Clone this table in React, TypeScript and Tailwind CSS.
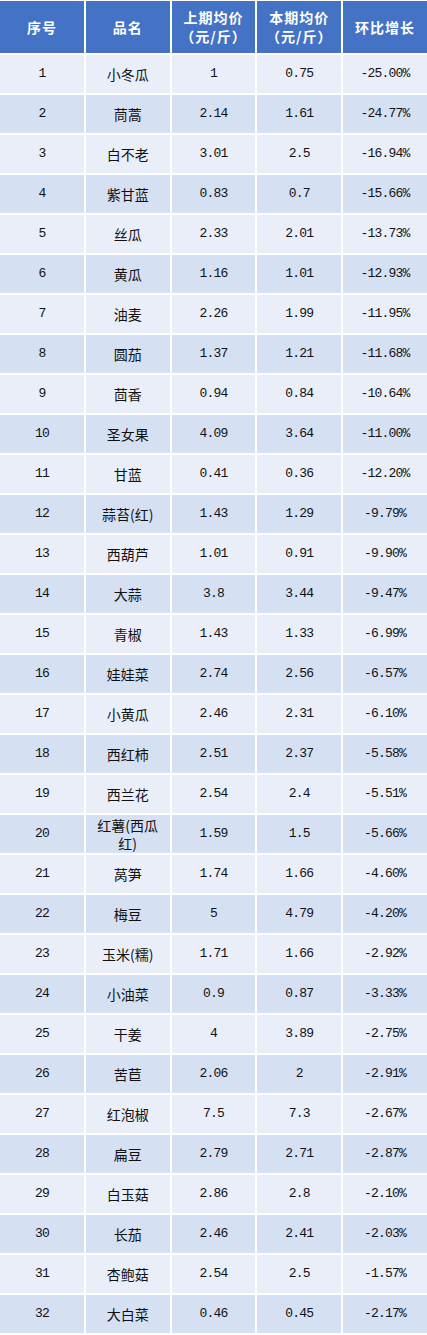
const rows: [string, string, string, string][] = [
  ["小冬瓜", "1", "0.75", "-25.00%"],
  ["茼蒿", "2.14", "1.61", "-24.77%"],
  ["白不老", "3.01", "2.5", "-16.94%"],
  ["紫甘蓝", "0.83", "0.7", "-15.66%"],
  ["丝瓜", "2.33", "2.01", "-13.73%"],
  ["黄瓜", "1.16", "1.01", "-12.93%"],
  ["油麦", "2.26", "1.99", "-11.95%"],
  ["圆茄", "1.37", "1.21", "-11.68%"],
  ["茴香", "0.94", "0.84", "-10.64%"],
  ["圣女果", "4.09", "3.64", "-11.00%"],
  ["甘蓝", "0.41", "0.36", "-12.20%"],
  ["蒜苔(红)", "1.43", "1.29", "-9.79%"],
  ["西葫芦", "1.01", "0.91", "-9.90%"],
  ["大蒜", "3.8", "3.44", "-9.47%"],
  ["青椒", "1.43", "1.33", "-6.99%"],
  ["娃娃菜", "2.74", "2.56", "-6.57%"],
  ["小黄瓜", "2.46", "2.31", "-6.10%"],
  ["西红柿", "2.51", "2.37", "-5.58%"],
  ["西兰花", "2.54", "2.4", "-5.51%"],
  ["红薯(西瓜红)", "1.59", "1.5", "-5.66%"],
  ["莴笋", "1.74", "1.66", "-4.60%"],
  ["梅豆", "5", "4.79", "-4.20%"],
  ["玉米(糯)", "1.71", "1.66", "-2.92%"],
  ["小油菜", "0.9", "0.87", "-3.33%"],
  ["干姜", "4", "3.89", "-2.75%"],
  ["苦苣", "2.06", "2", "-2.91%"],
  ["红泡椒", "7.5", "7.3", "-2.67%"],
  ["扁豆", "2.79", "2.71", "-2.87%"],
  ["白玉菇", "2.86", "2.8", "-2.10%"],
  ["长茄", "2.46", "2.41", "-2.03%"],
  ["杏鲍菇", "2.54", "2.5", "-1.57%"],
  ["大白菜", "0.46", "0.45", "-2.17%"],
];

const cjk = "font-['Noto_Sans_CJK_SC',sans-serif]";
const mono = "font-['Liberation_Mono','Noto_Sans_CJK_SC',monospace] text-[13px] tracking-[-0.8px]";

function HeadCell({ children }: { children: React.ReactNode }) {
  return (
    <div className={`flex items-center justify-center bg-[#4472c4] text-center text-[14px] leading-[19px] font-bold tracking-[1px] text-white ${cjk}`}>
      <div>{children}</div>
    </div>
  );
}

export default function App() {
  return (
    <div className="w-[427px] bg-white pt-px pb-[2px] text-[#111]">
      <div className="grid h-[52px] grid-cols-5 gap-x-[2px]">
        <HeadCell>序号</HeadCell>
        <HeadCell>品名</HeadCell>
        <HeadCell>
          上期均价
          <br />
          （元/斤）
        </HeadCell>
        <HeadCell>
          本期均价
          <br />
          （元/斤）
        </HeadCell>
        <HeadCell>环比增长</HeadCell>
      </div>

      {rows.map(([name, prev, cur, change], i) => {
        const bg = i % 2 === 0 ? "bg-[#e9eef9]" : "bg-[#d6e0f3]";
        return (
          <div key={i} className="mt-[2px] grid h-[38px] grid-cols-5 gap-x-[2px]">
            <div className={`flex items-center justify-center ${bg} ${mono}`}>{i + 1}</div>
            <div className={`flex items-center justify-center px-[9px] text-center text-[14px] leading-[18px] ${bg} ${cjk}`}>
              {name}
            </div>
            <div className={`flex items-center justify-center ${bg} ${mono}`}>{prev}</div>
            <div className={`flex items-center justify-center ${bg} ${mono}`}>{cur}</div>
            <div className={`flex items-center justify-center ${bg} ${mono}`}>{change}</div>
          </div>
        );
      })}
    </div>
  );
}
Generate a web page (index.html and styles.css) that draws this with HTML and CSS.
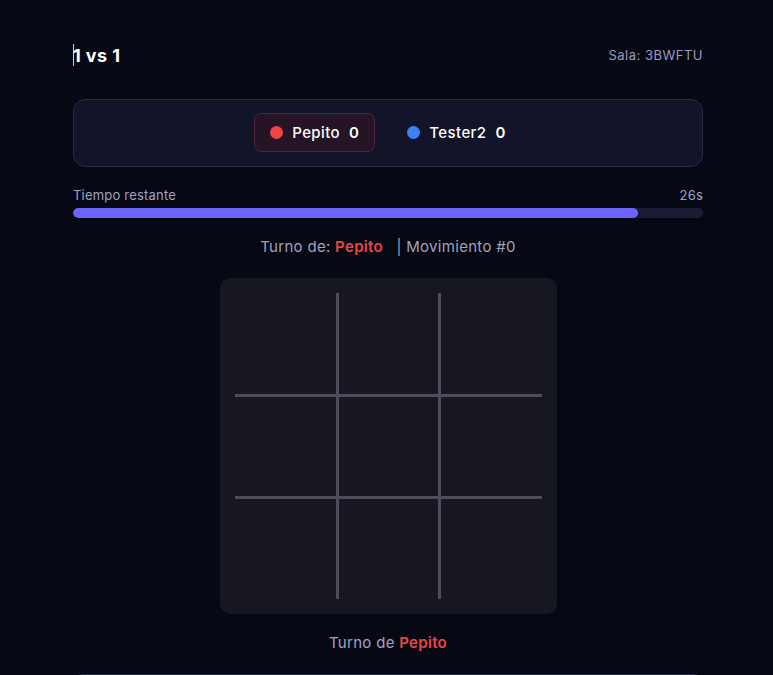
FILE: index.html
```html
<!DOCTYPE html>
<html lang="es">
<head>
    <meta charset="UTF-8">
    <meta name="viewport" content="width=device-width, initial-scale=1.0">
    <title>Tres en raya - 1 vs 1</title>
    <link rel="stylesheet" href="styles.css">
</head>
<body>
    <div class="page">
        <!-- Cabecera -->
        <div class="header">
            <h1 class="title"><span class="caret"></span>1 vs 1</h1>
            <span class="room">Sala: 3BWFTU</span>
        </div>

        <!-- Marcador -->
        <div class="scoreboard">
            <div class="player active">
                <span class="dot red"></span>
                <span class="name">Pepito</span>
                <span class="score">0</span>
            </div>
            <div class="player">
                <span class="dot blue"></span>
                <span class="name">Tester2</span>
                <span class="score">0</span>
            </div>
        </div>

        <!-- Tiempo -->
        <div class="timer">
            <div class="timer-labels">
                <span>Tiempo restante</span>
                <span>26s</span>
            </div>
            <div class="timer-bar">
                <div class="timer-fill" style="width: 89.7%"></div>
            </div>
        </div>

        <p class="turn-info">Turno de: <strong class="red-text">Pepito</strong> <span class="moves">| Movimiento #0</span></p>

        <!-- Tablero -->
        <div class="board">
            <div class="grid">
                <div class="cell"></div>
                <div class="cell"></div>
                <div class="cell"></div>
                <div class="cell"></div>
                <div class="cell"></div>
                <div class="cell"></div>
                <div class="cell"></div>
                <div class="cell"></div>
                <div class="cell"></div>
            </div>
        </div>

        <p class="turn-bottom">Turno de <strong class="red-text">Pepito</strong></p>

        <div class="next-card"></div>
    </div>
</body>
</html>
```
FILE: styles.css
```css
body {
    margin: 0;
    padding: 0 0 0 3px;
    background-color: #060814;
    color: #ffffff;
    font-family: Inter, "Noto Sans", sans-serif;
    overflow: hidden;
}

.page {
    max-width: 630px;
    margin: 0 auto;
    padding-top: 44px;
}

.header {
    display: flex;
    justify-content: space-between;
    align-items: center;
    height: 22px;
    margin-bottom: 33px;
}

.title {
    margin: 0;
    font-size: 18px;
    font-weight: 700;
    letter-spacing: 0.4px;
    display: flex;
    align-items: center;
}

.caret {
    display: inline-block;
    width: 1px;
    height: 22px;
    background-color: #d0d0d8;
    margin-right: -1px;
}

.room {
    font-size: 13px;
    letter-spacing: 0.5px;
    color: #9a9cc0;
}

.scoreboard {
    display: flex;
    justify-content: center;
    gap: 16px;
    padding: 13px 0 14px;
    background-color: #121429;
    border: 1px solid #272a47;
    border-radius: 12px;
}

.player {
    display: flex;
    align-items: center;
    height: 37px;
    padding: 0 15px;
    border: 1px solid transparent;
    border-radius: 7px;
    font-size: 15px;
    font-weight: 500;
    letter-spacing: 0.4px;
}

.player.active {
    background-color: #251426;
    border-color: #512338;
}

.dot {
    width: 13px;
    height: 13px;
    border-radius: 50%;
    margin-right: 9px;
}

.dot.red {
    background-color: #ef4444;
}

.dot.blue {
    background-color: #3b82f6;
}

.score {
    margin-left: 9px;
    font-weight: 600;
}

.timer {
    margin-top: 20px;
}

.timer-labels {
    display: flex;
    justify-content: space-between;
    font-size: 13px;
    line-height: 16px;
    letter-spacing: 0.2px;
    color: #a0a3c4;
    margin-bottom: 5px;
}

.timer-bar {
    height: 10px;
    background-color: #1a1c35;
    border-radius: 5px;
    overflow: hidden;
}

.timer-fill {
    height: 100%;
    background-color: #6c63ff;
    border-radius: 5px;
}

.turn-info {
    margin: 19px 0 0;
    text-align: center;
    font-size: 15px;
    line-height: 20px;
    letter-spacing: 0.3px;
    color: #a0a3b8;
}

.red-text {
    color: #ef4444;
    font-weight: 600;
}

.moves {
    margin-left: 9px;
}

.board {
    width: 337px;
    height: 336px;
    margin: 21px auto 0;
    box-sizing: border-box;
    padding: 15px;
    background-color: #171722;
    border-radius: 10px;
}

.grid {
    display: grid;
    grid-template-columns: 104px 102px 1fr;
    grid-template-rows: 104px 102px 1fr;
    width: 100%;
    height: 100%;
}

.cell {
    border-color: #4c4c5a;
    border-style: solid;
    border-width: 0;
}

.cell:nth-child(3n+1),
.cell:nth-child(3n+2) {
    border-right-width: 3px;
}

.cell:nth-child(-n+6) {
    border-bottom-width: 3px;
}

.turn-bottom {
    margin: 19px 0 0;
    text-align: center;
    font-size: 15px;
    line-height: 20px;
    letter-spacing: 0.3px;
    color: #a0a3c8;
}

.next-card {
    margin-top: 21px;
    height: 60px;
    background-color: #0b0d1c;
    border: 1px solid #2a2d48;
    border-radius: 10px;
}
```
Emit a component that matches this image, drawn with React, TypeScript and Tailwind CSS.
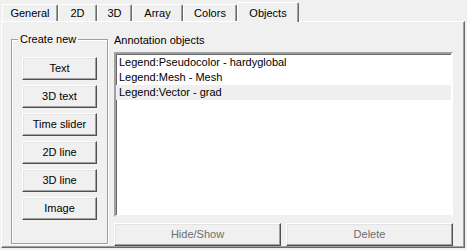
::::::::
- [EXERCISE OBJECTIVE]: Report how many lines of the preceding records include "that". Output the number only.

- [EXPECTED OUTPUT]: 2